How a vector index works and 5 critical best practices

What is a vector index?

A vector index is a data structure that optimizes the search for similar data points based on vector representations. These representations convert complex data types into numeric formats, enabling efficient processing.

By indexing these vectors, one can quickly query for nearest neighbors in high-dimensional spaces, commonly used in fields like machine learning and information retrieval. This mechanism appears in many applications, supporting tasks from image recognition to recommendation systems by simplifying similarity computations.

Vector indexing enables high-speed lookups in large datasets, overcoming the computational challenges presented by high-dimensional data. Instead of linear search through potentially millions of entries, a vector index uses algorithms like k-d trees or locality-sensitive hashing for rapid query responses.

This is part of a series of articles about vector database

How does a vector index work?

A vector index operates by structuring and organizing high-dimensional data to optimize similarity search processes. The workflow involves three key steps: vectorization, indexing, and querying.

Vectorization: Data points are converted into vector representations, typically as arrays of numbers. This step is performed using techniques like embeddings from neural networks or feature extraction algorithms. These vectors capture the essence of the data in a mathematical form, enabling computations like distance measurement.
Indexing: Once vector representations are generated, they are stored in a data structure optimized for similarity search. The index organizes the data to minimize the search space, employing methods like hierarchical clustering or partitioning strategies.
Querying: During a query, the system computes similarity metrics—such as cosine similarity or Euclidean distance—between the query vector and indexed vectors. Efficient algorithms ensure that only relevant parts of the index are searched, significantly speeding up retrieval.

To further improve performance, techniques like approximate nearest neighbor (ANN) search are often used. This trades slight accuracy for substantial gains in speed.
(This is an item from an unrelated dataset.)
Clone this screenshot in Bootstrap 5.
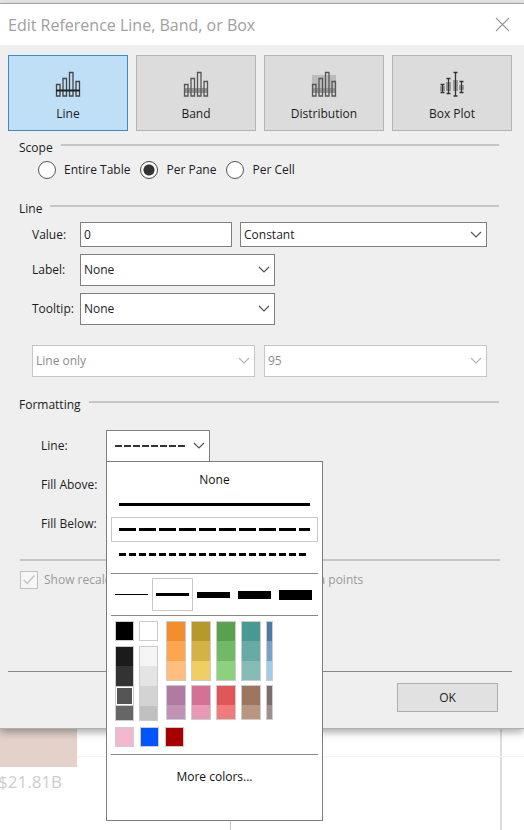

Common vector indexing techniques

Tree-based indexing

Tree-based indexing organizes vectors hierarchically to enable efficient range and nearest neighbor searches. Common tree structures used include:

k-d trees: These partition data recursively along axis-aligned planes. Each split reduces the search space, enabling logarithmic time complexity for balanced data. However, k-d trees struggle in high-dimensional spaces due to the “curse of dimensionality.”
Ball trees: These organize vectors based on spherical regions instead of axis-aligned splits, making them better suited for high-dimensional data compared to k-d trees.

Tree-based methods are efficient for smaller datasets or scenarios with lower dimensionality but may not scale well for extremely large or complex data.

Hashing-based indexing

Hashing-based techniques map vectors into discrete buckets using hash functions that preserve similarity. Prominent methods include:

Locality-sensitive hashing (LSH): LSH generates hash values such that similar vectors are more likely to fall into the same bucket. This reduces the search space drastically, supporting fast approximate nearest neighbor searches.
Binary hashing: By transforming vectors into compact binary codes, this method enables extremely fast lookups at the cost of precision. It is commonly used in multimedia retrieval tasks.

Hashing is particularly effective for applications requiring low-latency responses.

Graph-based indexing

Graph-based indexing represents data points as nodes in a graph, with edges connecting similar nodes. Two popular techniques are:

Navigable small-world (NSW) graphs: These exploit the small-world property to create dense, navigable graphs. Queries traverse the graph using heuristic search algorithms to locate nearest neighbors efficiently.
Hierarchical navigable small-world (HNSW) graphs: HNSW adds layers of graphs with increasing coarseness. Queries begin at the top layer and progressively narrow down, providing faster search with excellent accuracy.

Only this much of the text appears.